En ouverture de son festival « Parigi Romantica Pop », le Palazetto Bru Zane propose un récital à quatre voix – Jennifer Courcier, Éléonore Pancrazi, Enguerrand de Hys, Philippe Estèphe – autour d’ensembles pour la plupart totalement oubliés, composés isolément ou tirés d’opéras-bouffes du XIXe siècle français, oscillant entre raffinement et gaudriole. Saluons une fois encore le passionnant travail de recherche qui nous permet d’entendre du Louis Varney, du Jean-Baptiste Croze, du Robert Planquette, du Victor Roger et de l’Etienne Rey pour les inconnus au bataillon, à coté de pièces redécouvertes d’Hervé et Delibes (étonnantes et superbes harmonies de Monsieur Griffard) ou rarement données de Messager et Offenbach. L’intérêt de ces ensembles réside dans leur vivacité dramatique autant que dans leur brio contrapuntique où chaque voix doit pouvoir se distinguer. On a particulièrement apprécié les pièces qui tournent en dérision les chanteurs eux-mêmes et celles dont l’action est assez dense pour vivre dans un simple extrait, et à ce jeu là, Offenbach est imbattable. Si l’on regrette évidemment de ne pas disposer d’un orchestre pour les récréations, ne boudons pas notre plaisir de pouvoir les entendre, d’autant qu’Emmanuel Christien au piano apporte tout le soutien et le brio nécessaire permettant aux chanteurs de se donner pleinement à leur petites mises en scène. En effet, chaque morceau n’est pas seulement bien réglé musicalement, mais empli d’esprit et de théâtre par des interprètes attachés à faire vivre cette musique au-delà du cadre imposé par le récital. Danse endiablée pour clore l’entrée des Espagnols dans Les Brigands, air gêné voir honteux du chœur quand la soprano déclame une aussi niaise que libidineuse Chanson des Canards, ou expressionisme de film muet pour la scène de Barbe-Bleue. Il faut dire que ces quatre là s’entendent tellement qu’ils font quatuor depuis 2022 (Opale).

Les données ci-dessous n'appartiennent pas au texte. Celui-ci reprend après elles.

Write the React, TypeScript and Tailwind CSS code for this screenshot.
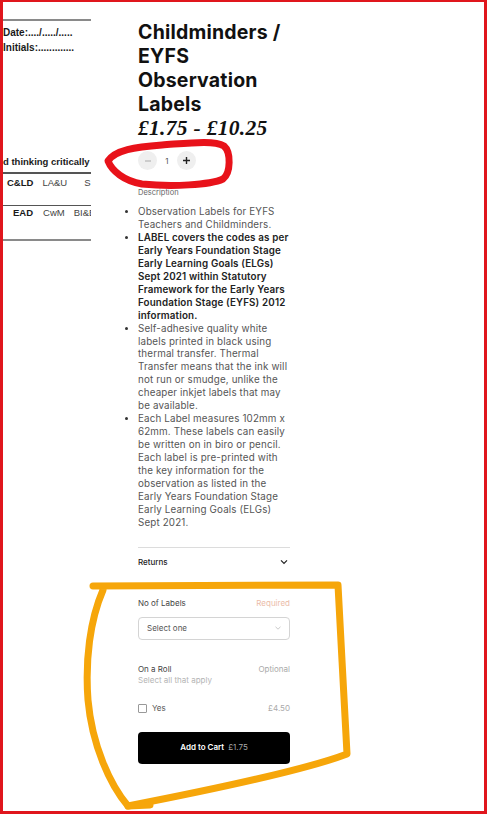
import React from "react";

const bodyFont = { fontFamily: "Inter, 'Noto Sans', sans-serif" };

const bullets: { bold?: boolean; lines: string[] }[] = [
  { lines: ["Observation Labels for EYFS", "Teachers and Childminders."] },
  {
    bold: true,
    lines: [
      "LABEL covers the codes as per",
      "Early Years Foundation Stage",
      "Early Learning Goals (ELGs)",
      "Sept 2021 within Statutory",
      "Framework for the Early Years",
      "Foundation Stage (EYFS) 2012",
      "information.",
    ],
  },
  {
    lines: [
      "Self-adhesive quality white",
      "labels printed in black using",
      "thermal transfer. Thermal",
      "Transfer means that the ink will",
      "not run or smudge, unlike the",
      "cheaper inkjet labels that may",
      "be available.",
    ],
  },
  {
    lines: [
      "Each Label measures 102mm x",
      "62mm. These labels can easily",
      "be written on in biro or pencil.",
      "Each label is pre-printed with",
      "the key information for the",
      "observation as listed in the",
      "Early Years Foundation Stage",
      "Early Learning Goals (ELGs)",
      "Sept 2021.",
    ],
  },
];

function LabelPreview() {
  return (
    <div
      className="w-[88px] shrink-0 overflow-hidden text-[#1a1a1a]"
      style={{ fontFamily: "'Liberation Sans', Arial, sans-serif" }}
    >
      <div className="mt-[17px] h-[2px] w-[88px] bg-[#8a8a8a]" />
      <div className="mt-[4px] text-[10px] font-bold leading-[15px]">Date:..../...../.....</div>
      <div className="text-[10px] font-bold leading-[15px]">Initials:.............</div>
      <div className="mt-[101px] whitespace-nowrap text-[9.5px] font-bold leading-[12px]">
        d thinking critically
      </div>
      <div className="mt-[4px] h-[1.5px] w-[88px] bg-[#555]" />
      <div className="mt-[3px] flex whitespace-nowrap text-[9.5px] leading-[12px]">
        <span className="ml-[4px] font-bold">C&amp;LD</span>
        <span className="ml-[9px] text-[#444]">LA&amp;U</span>
        <span className="ml-[17px] text-[#444]">S</span>
      </div>
      <div className="mt-[16px] h-[1.5px] w-[88px] bg-[#555]" />
      <div className="mt-[1px] flex whitespace-nowrap text-[9.5px] leading-[12px]">
        <span className="ml-[10px] font-bold">EAD</span>
        <span className="ml-[10px] text-[#444]">CwM</span>
        <span className="ml-[9px] text-[#444]">BI&amp;E</span>
      </div>
      <div className="mt-[20px] h-[2px] w-[88px] bg-[#8a8a8a]" />
    </div>
  );
}

function Quantity() {
  return (
    <div className="mt-[11px] flex items-center">
      <button className="flex h-[19px] w-[19px] items-center justify-center rounded-full bg-[#efefef]">
        <svg width="8" height="8" viewBox="0 0 8 8">
          <path d="M1 4h6" stroke="#b5b5b5" strokeWidth="1.2" />
        </svg>
      </button>
      <span className="w-[20px] text-center text-[8px] text-[#555]">1</span>
      <button className="flex h-[19px] w-[19px] items-center justify-center rounded-full bg-[#efefef]">
        <svg width="9" height="9" viewBox="0 0 9 9">
          <path d="M1 4.5h7M4.5 1v7" stroke="#222" strokeWidth="1.4" />
        </svg>
      </button>
    </div>
  );
}

function Options() {
  return (
    <div className="text-[8px] leading-[11px]">
      <div className="mt-[22px] flex justify-between">
        <span className="text-[#444]">No of Labels</span>
        <span className="text-[#ebbca8]">Required</span>
      </div>
      <div className="mt-[8px] flex h-[23px] items-center justify-between rounded-[4px] border border-[#d4d4d4] pl-[8px] pr-[8px]">
        <span className="text-[#555]">Select one</span>
        <svg width="6" height="4" viewBox="0 0 6 4">
          <path d="M0.5 0.8 3 3.2 5.5 0.8" fill="none" stroke="#bbb" strokeWidth="0.8" />
        </svg>
      </div>
      <div className="mt-[24px] flex justify-between">
        <span className="text-[#444]">On a Roll</span>
        <span className="text-[#aaa]">Optional</span>
      </div>
      <div className="text-[#b5b5b5]">Select all that apply</div>
      <div className="mt-[17px] flex items-center justify-between">
        <div className="flex items-center gap-[5px]">
          <span className="h-[9px] w-[9px] rounded-[1px] border border-[#999] bg-white" />
          <span className="text-[#555]">Yes</span>
        </div>
        <span className="text-[#aaa]">£4.50</span>
      </div>
      <button className="mt-[18px] flex h-[32px] w-full items-center justify-center gap-[4px] rounded-[4px] bg-black">
        <span className="font-semibold text-white">Add to Cart</span>
        <span className="text-[#a8a8a8]">£1.75</span>
      </button>
    </div>
  );
}

function ProductInfo() {
  return (
    <div className="ml-[47px] w-[152px] shrink-0" style={bodyFont}>
      <h1 className="mt-[18px] text-[19.5px] font-bold leading-[24px] tracking-[0.2px] text-[#111]">
        Childminders / EYFS Observation Labels
      </h1>
      <div
        className="text-[21.5px] font-bold italic leading-[24px] tracking-[0.3px] text-[#111]"
        style={{ fontFamily: "'Liberation Serif', 'Times New Roman', serif" }}
      >
        £1.75 - £10.25
      </div>
      <Quantity />
      <div className="mt-[18px] text-[7.5px] leading-[10px] text-[#666]">Description</div>
      <ul className="mt-[8px] list-disc whitespace-nowrap pl-0 text-[9.8px] leading-[12.95px] tracking-[0.15px] text-[#555] marker:text-[#333]">
        {bullets.map((b, i) => (
          <li key={i} className={b.bold ? "font-semibold text-[#222]" : ""}>
            {b.lines.map((l, j) => (
              <React.Fragment key={j}>
                {j > 0 && <br />}
                {l}
              </React.Fragment>
            ))}
          </li>
        ))}
      </ul>
      <div className="mt-[17px] flex h-[29px] items-center justify-between border-t border-[#dcdcdc]">
        <span className="text-[8px] font-medium text-[#222]">Returns</span>
        <svg width="8" height="6" viewBox="0 0 8 6" className="mr-[2px]">
          <path d="M1 1.3 4 4.3 7 1.3" fill="none" stroke="#222" strokeWidth="1.2" />
        </svg>
      </div>
      <Options />
    </div>
  );
}

export default function App() {
  return (
    <div className="relative h-[814px] w-[487px] overflow-hidden border-x-[3px] border-b-[3px] border-t-[2px] border-[#e0161d] bg-white">
      <div className="flex">
        <LabelPreview />
        <ProductInfo />
      </div>
      <svg
        className="pointer-events-none absolute left-[-3px] top-[-2px]"
        width="487"
        height="814"
        viewBox="0 0 487 814"
        fill="none"
      >
        <path
          d="M108 161 C115 150 135 147 162 145 C190 143 214 140 224 146 C231 152 231 173 223 179 C210 185 172 187 142 184 C124 181 112 171 108 161 Z"
          stroke="#e8121a"
          strokeWidth="7"
          strokeLinejoin="round"
        />
        <path
          d="M93 586 L338 585 C341 640 344 700 347 754 C300 772 200 792 128 806 C110 785 92 745 88 700 C85 660 90 620 103 590"
          stroke="#f6a60a"
          strokeWidth="7"
          strokeLinecap="round"
          strokeLinejoin="round"
        />
        <path d="M128 806 L150 805" stroke="#f6a60a" strokeWidth="7" strokeLinecap="round" />
      </svg>
    </div>
  );
}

Le premier air de Louis Varney est le moins réussi : à froid dans l’acoustique réverbérée de la Scuola Grande di San Giovanni Evangelista, le texte se perd mais les éclats de rire vocalisés annoncent le ton de la soirée. Le Ténor sans engagement de Croze permet à Philippe Estèphe d’imposer immédiatement un personnage crédible sans excès, quitte à se mettre au piano lui-même. Renversement de situation, pour le Trio du baryton de Roger où il sonne avec robustesse et élégance jusqu’à un aigu volontairement raté. Il reste néanmoins le plus timide du groupe et aurait gagné à plus de lâcher-prise.
Hilarant Enguerrand de Hys qui après avoir présenté un ténor dès plus élégants chez Croze pour les moments qui auraient dû être parlés, entonne sa romance avec la voix la plus nasillarde qui soit ou vous claque un aigu antimusical et sonore avec éclat chez Rey après avoir fait assaut de virtuosité. Preuve une fois encore que chanter faux demande une technique solide !
Chez Hervé, Eléonore Pancrazi n’est pas avare de gouaille parisienne (« oui oui c’est ça envole-toi ! » pour commenter les vocalises de sa collègue dans Alice de Nevers) mais toujours à propos, sans que ces éclats ne l’autorisent à une moindre attention ailleurs : solidité du medium, tenue du souffle et clarté du texte malgré les nombreuses élisions de syllabes, jeux d’accents (Mistress dans La Romance de la Rose) et mots désuets.
Avec son faux air de Sandrine Piau, Jennifer Courcier ne ménage pas son énergie non plus, que ce soit dans les trilles infinis et les joutes cabotines du Colimaçon ou les bourdonnements amoureux d’Eurydice. Elle réussit même à chanter Hervé avec une gaminerie bourgeoise qui ferait presque oublier les facilités de l’écriture. Davantage que les suraigus, c’est surtout la classe et la légereté de l’interprête qui attirent immédiatement la sympathie.
Bien que personne n’en doute à ce niveau de qualité, notre quatuor a tout de même tenu à prouver qu’il savait aussi chanter de la musique sérieuse en donnant en second bis le Madrigal de Fauré : s’il tranche avec le reste du programme, il souligne que c’est le même esprit français empli de délicatesse qui sous-tend ces partitions.